Only not really. I mean, where do they? Murakami gets a read, but it's not generally individual threads per novel or anything. We're kinda nowist here.
I like Phil Roth, he's a dirty wee cunt. I like Kovey quite a lot, not just 'cos I read a bit of his Batman book, (and despite the idea I have that he considers me part of the squealing gaycream joypant brigade) and I think we should all stop talking about him after I've done this bit, following. Takes more'n one person to derail a topic, ya kno. (Also, grassing the boy up, because he wrote something about Barbelith with the same username elsewhere is a bit much; hands up if you never griped about this website, verbally or otherwise - thought so.)
So, books v. comics. Hum. Richard Morgan's Altered Carbon is a bit better than his Black Widow #1 anyway. I find it a bit hard to get jazzed about contemporary mainstream/'realist' literature, particularly British books - of which I think Trainspotting was prolly the last to have any kind of immediacy and verve. Also, there's the cumulative effect of the novel; did Kovacs read the first chapter after his copy of Klarion #1 or pages 103-119, in which case I'd suggest, say, #2 or #3 would make for a better comparison. I only know the premise of The Plot..., but I do prefer 'cordoned Puritan witch-village' to 'Nazis won WWII' as a whole, given that the latter occurs to most post Standard Grade/GCSE/whatever History pupils.

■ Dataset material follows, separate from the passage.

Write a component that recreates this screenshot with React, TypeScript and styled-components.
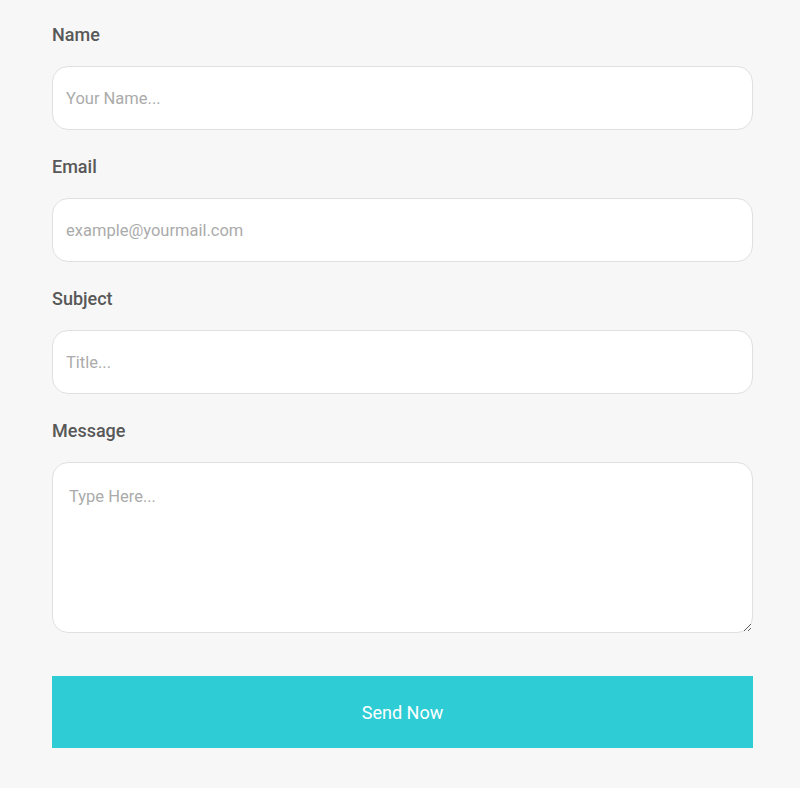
import styled, { createGlobalStyle } from 'styled-components';

const GlobalStyle = createGlobalStyle`
  html, body {
    margin: 0;
    padding: 0;
    background: #f7f7f7;
    font-family: Roboto, "Liberation Sans", sans-serif;
  }
`;

const fields = [
  { id: 'name', label: 'Name', placeholder: 'Your Name...' },
  { id: 'email', label: 'Email', placeholder: 'example@yourmail.com' },
  { id: 'subject', label: 'Subject', placeholder: 'Title...' },
];

const App: React.FC = () => {
  return (
    <>
      <GlobalStyle />
      <Form onSubmit={(e) => e.preventDefault()}>
        {fields.map((f) => (
          <Field key={f.id}>
            <Label htmlFor={f.id}>{f.label}</Label>
            <Input id={f.id} placeholder={f.placeholder} />
          </Field>
        ))}

        {/* message */}
        <Field>
          <Label htmlFor="message">Message</Label>
          <TextArea id="message" placeholder="Type Here..." />
        </Field>

        <SendButton type="submit">Send Now</SendButton>
      </Form>
    </>
  );
};

export default App;

/* ---------- styles ---------- */
const Form = styled.form`
  display: flex;
  flex-direction: column;
  gap: 27px;
  width: 701px;
  padding: 25px 0 40px 52px;
  box-sizing: content-box;
`;

const Field = styled.div`
  display: flex;
  flex-direction: column;
  gap: 21px;
`;

const Label = styled.label`
  font-size: 18px;
  line-height: 20px;
  font-weight: 500;
  color: #585858;
`;

const Input = styled.input`
  box-sizing: border-box;
  height: 64px;
  width: 100%;
  padding: 0 13px;
  border: 1px solid #e0e0e0;
  border-radius: 16px;
  background: #fff;
  font-family: inherit;
  font-size: 16.5px;
  color: #444;
  outline: none;

  &::placeholder {
    color: #ababab;
  }
`;

const TextArea = styled.textarea`
  box-sizing: border-box;
  height: 171px;
  width: 100%;
  padding: 24px 16px;
  border: 1px solid #e0e0e0;
  border-radius: 16px;
  background: #fff;
  font-family: inherit;
  font-size: 16.5px;
  color: #444;
  outline: none;
  resize: vertical;

  &::placeholder {
    color: #ababab;
  }
`;

const SendButton = styled.button`
  margin-top: 16px;
  height: 72px;
  width: 100%;
  border: none;
  background: #2ecdd6;
  color: #fff;
  font-family: inherit;
  font-size: 18px;
  cursor: pointer;
`;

Now, attempting to shunt train back on track, the comic. Was good, but not as good as a) fishnets or b) shiner. I wonder if Klarion combine combine with Tweekl like the Horigal draaga/submissionary gestalt? That'd be nice.
The Grundies gave's a good, bleak laff. The Kit-Kat wrapper reminded me of the premise to a film called The Gods Must Be Crazy, S. African I think, in which a coke can falls from an aeroplane on a Bushman village.